## [WHAT IS REQUIRED]
Start at the line holding "Write the React, TypeScript", stop at the line holding "text-[#333] placeholder:text-[#b8b8b8] outline-none';", and repeat those lines exactly, both ends included; skip the pictures.

## [MATERIAL FOR THIS TASK]
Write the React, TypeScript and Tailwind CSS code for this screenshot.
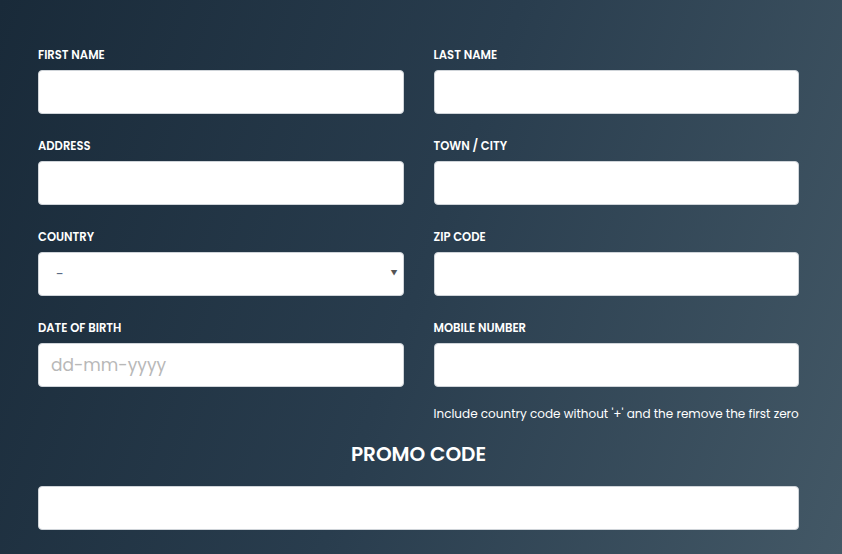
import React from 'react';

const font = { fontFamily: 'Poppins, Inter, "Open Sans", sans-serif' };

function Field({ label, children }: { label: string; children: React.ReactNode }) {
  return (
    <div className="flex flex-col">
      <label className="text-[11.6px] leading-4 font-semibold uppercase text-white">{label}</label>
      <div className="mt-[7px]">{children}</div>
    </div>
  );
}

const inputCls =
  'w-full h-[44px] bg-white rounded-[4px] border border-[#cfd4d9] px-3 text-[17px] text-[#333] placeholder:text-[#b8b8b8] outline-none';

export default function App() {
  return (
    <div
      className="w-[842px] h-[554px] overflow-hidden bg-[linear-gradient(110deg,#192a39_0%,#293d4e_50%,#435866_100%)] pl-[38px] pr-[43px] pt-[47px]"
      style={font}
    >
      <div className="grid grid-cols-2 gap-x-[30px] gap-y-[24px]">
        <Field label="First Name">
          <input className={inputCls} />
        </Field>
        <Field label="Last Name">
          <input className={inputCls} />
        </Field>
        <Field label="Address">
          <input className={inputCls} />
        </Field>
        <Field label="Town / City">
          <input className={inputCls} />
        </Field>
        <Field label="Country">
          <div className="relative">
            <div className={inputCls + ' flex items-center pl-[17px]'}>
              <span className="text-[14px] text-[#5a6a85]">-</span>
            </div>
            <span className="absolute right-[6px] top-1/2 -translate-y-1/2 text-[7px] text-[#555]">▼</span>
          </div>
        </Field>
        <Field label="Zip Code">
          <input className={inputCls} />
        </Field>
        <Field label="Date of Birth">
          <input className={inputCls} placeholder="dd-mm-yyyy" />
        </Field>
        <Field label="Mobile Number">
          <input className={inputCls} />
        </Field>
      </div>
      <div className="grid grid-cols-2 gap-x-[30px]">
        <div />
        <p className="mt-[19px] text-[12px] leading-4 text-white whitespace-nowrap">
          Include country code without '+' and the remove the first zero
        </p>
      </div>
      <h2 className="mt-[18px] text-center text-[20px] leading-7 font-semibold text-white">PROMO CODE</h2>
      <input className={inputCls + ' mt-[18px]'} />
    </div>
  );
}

==

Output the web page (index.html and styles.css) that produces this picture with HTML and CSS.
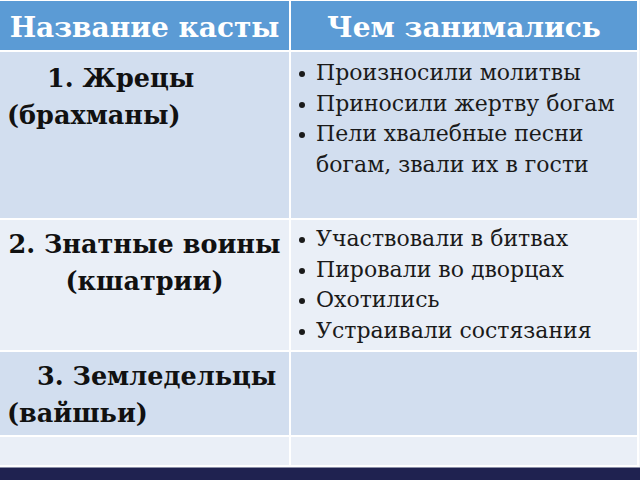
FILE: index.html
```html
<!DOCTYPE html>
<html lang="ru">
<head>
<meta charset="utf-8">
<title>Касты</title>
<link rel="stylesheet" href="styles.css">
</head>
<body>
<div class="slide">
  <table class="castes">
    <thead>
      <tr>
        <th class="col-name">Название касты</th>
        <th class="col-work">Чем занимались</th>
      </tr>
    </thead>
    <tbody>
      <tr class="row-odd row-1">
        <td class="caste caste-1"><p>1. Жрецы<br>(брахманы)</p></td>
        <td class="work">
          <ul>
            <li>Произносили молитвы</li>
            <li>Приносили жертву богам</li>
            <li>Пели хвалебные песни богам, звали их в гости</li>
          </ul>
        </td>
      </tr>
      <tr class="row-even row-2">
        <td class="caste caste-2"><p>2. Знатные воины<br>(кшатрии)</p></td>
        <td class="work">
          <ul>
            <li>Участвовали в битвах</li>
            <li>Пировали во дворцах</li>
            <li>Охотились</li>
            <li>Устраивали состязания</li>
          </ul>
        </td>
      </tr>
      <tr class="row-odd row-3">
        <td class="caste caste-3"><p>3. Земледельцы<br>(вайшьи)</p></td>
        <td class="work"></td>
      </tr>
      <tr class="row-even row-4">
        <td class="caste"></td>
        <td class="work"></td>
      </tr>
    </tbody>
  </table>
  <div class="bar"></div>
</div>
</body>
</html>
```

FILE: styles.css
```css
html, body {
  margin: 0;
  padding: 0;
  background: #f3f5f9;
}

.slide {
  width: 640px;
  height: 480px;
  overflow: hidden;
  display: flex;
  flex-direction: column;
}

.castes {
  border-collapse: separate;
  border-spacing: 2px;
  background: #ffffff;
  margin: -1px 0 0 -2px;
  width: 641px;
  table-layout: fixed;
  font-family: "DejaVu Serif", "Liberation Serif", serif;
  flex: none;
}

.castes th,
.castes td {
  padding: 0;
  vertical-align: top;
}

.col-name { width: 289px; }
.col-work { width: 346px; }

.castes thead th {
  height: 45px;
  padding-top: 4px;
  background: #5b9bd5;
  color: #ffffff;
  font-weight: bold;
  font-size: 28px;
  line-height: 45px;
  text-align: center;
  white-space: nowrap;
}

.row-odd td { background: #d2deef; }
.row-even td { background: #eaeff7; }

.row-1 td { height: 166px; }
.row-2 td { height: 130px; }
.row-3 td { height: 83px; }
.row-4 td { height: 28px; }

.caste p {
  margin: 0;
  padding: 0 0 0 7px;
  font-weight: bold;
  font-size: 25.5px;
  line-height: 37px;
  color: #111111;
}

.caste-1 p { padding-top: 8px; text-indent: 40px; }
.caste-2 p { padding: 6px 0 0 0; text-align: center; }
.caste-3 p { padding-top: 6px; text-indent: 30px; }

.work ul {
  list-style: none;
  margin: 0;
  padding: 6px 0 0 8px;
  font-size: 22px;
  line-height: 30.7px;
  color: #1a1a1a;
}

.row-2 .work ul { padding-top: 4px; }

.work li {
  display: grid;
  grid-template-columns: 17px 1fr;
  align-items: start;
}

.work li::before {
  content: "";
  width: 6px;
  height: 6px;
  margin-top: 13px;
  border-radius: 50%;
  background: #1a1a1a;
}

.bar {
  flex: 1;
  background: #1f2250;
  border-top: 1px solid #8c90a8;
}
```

...

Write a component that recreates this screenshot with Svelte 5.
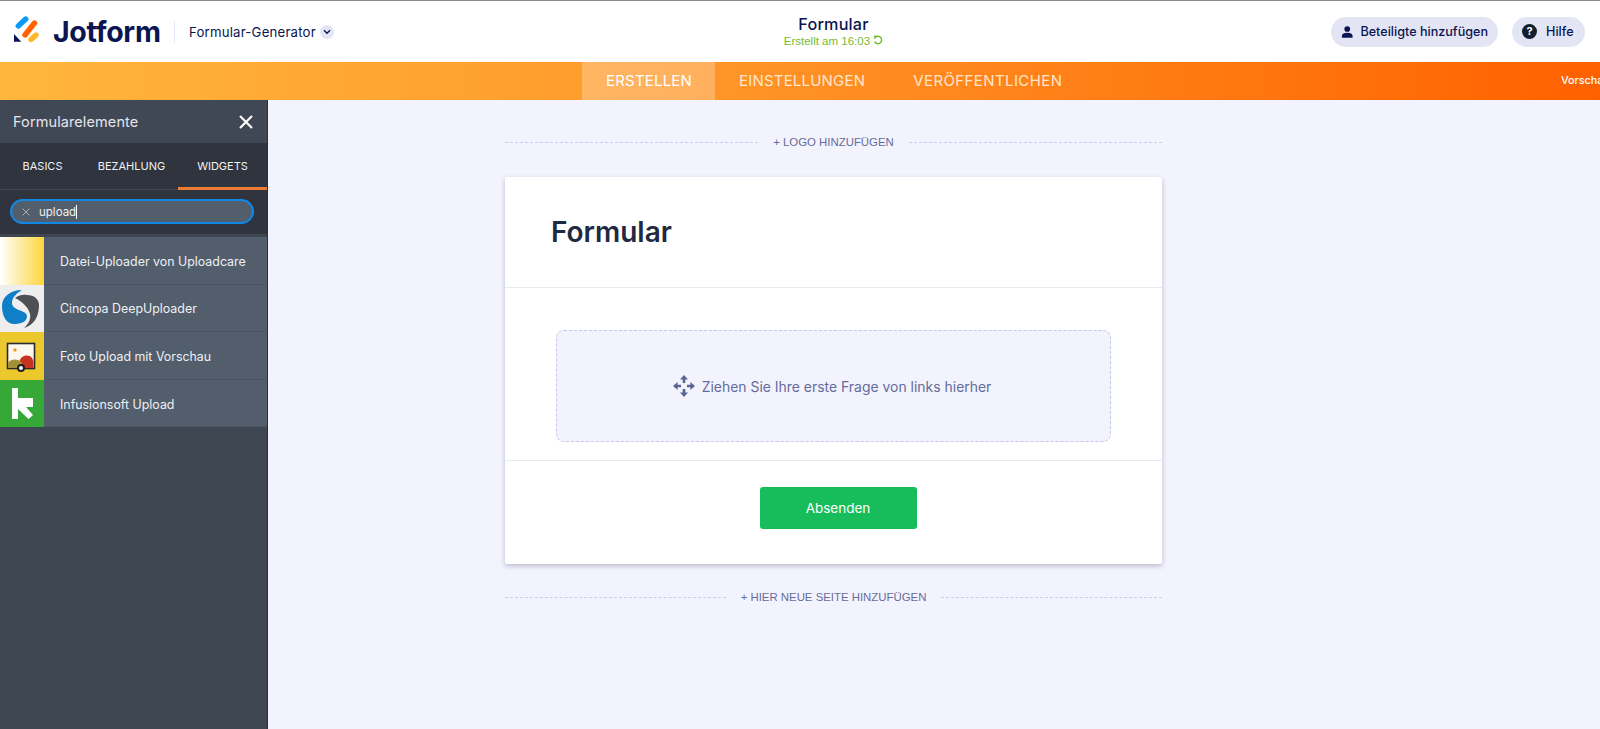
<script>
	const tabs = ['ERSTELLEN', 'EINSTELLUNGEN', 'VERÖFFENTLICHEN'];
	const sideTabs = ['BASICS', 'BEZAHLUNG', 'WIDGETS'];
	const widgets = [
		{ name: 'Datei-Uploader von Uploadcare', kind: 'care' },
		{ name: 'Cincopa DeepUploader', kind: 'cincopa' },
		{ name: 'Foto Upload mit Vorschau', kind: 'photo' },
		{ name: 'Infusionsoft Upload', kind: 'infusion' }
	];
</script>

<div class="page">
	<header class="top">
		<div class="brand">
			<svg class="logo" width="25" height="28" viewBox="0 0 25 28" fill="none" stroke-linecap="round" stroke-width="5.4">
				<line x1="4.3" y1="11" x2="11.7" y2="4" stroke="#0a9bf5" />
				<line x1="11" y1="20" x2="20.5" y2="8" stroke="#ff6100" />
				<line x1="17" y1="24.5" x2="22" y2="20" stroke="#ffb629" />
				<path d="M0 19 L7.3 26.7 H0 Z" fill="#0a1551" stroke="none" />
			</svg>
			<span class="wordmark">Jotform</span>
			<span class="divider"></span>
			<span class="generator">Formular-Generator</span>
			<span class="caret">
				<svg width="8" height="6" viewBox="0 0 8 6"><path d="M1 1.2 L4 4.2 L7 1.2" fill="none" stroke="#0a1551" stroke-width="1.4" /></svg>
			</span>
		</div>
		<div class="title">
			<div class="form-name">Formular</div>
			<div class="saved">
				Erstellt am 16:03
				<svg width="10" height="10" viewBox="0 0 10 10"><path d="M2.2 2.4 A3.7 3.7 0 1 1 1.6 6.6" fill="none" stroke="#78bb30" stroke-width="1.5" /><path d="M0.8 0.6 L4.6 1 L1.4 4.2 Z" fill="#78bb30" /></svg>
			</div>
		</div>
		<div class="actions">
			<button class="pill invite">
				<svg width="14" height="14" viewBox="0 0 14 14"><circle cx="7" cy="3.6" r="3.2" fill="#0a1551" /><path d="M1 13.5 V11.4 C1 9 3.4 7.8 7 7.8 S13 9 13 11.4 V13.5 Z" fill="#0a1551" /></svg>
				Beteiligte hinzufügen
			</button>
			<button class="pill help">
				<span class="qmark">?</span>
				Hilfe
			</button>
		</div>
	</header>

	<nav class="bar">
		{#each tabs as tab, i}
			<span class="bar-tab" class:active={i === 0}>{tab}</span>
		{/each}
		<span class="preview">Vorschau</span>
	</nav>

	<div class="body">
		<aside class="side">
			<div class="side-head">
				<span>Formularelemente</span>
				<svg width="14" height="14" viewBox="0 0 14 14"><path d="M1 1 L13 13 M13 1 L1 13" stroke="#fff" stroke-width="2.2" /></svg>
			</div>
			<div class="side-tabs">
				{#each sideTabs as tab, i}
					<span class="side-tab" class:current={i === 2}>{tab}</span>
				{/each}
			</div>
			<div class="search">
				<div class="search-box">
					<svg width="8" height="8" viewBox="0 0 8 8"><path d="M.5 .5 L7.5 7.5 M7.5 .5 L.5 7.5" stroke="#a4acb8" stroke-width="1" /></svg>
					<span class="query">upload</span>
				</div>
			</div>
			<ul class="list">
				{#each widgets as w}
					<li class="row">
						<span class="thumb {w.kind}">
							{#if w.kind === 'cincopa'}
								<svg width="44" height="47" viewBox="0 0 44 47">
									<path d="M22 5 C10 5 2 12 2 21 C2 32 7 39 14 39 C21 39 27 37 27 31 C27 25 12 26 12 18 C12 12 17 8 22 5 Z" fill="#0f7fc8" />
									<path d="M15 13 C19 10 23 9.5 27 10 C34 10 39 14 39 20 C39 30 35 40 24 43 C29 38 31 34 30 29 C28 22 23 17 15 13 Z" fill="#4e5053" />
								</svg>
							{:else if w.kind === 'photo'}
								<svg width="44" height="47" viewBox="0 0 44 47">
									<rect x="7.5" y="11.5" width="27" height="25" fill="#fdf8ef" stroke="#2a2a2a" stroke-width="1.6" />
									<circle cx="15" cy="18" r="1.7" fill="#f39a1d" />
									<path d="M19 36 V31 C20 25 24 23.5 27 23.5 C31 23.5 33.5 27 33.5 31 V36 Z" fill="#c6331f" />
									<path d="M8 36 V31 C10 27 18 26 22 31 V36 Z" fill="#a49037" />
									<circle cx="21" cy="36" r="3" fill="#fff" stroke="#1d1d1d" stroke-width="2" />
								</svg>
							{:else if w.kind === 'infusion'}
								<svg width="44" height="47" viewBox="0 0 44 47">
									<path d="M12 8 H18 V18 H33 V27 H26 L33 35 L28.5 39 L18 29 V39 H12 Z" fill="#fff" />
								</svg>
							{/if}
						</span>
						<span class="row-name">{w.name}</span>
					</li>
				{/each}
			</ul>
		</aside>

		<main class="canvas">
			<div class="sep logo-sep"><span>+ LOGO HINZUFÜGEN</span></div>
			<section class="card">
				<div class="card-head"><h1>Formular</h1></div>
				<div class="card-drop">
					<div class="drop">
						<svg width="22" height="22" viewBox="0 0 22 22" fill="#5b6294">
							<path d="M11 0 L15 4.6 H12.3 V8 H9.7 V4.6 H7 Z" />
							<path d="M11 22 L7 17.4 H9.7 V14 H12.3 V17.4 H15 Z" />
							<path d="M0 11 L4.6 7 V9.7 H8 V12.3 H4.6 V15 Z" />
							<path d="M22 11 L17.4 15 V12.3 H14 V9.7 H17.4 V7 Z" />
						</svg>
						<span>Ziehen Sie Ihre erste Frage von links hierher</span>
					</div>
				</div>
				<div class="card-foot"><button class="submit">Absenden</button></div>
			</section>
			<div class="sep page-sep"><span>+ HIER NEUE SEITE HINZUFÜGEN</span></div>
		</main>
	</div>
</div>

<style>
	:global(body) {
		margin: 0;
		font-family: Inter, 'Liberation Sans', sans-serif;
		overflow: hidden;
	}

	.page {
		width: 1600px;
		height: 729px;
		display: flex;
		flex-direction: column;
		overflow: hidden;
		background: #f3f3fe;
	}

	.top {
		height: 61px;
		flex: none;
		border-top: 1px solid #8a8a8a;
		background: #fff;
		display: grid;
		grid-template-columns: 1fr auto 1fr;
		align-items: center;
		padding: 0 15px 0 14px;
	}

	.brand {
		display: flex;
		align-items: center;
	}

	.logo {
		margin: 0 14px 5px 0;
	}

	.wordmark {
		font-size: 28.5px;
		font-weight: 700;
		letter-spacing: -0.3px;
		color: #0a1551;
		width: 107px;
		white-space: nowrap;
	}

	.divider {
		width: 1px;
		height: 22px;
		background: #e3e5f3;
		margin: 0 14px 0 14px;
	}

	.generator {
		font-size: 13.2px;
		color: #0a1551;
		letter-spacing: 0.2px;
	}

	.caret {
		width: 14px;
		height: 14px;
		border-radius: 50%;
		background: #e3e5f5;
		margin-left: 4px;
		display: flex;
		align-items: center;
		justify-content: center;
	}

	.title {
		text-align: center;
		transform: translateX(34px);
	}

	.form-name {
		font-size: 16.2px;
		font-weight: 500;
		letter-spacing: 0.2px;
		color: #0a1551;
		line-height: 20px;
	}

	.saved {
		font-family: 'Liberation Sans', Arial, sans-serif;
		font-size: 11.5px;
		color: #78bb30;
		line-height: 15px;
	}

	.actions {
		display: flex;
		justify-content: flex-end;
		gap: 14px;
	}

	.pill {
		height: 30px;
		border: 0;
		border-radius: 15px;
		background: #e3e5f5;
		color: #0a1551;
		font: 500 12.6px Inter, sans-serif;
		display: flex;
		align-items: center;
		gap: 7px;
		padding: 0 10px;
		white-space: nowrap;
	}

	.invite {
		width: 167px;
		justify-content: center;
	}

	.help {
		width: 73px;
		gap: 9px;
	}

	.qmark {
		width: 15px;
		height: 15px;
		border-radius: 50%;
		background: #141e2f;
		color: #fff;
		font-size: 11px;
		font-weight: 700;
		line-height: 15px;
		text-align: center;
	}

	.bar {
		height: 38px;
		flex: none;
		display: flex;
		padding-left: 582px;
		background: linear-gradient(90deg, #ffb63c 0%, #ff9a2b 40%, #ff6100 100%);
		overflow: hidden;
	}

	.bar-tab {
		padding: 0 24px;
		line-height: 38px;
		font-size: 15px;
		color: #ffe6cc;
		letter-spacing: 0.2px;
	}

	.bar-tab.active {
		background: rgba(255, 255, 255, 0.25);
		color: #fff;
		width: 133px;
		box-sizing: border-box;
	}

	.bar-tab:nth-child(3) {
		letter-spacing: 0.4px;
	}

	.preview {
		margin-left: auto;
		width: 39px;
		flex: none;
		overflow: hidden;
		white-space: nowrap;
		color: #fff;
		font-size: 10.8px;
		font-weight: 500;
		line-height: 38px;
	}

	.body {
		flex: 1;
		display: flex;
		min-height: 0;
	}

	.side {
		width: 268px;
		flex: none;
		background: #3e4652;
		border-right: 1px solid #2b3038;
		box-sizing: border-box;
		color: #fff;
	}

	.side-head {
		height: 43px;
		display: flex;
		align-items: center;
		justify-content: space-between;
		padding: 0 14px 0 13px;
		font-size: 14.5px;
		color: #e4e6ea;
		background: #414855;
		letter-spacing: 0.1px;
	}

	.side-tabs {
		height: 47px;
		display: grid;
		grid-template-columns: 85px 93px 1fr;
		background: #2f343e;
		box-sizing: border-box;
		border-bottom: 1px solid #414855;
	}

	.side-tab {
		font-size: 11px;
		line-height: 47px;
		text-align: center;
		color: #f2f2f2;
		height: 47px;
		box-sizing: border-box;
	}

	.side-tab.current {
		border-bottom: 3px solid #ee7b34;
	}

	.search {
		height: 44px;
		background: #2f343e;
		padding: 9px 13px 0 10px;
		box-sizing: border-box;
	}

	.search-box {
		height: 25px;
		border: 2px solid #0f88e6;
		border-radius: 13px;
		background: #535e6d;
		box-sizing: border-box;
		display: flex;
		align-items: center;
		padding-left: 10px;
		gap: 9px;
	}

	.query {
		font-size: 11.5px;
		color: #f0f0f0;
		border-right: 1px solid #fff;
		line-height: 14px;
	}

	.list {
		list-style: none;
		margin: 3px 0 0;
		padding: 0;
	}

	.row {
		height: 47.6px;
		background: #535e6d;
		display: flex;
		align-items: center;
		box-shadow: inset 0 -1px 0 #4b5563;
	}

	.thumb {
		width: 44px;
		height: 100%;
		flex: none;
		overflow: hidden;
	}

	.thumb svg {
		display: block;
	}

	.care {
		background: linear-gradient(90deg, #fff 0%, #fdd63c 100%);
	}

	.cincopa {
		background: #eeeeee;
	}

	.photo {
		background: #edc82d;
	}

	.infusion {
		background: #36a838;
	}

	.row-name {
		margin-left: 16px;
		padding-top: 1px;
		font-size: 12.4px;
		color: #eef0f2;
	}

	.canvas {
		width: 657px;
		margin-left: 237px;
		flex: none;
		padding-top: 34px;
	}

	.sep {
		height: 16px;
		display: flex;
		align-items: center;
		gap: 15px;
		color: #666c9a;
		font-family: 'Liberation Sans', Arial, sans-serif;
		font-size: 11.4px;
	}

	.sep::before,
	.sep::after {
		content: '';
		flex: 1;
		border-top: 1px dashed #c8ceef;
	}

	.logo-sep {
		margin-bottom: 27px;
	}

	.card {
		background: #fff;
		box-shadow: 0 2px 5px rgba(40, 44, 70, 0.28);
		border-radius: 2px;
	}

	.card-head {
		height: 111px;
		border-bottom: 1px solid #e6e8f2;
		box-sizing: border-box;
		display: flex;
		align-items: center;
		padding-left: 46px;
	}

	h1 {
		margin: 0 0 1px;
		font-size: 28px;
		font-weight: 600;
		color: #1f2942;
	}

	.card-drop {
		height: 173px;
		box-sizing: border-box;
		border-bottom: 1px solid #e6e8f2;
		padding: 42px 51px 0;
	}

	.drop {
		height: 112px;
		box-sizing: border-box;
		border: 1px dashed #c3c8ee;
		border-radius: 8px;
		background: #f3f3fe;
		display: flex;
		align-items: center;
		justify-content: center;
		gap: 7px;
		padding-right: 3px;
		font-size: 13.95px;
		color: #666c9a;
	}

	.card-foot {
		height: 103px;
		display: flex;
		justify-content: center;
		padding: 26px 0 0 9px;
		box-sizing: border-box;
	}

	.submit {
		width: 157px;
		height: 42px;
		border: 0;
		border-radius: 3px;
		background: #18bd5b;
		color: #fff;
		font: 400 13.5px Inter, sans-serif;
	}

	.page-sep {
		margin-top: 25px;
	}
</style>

## [RIGHT ANSWER]
Write the React, TypeScript and Tailwind CSS code for this screenshot.
import React from 'react';

const font = { fontFamily: 'Poppins, Inter, "Open Sans", sans-serif' };

function Field({ label, children }: { label: string; children: React.ReactNode }) {
  return (
    <div className="flex flex-col">
      <label className="text-[11.6px] leading-4 font-semibold uppercase text-white">{label}</label>
      <div className="mt-[7px]">{children}</div>
    </div>
  );
}

const inputCls =
  'w-full h-[44px] bg-white rounded-[4px] border border-[#cfd4d9] px-3 text-[17px] text-[#333] placeholder:text-[#b8b8b8] outline-none';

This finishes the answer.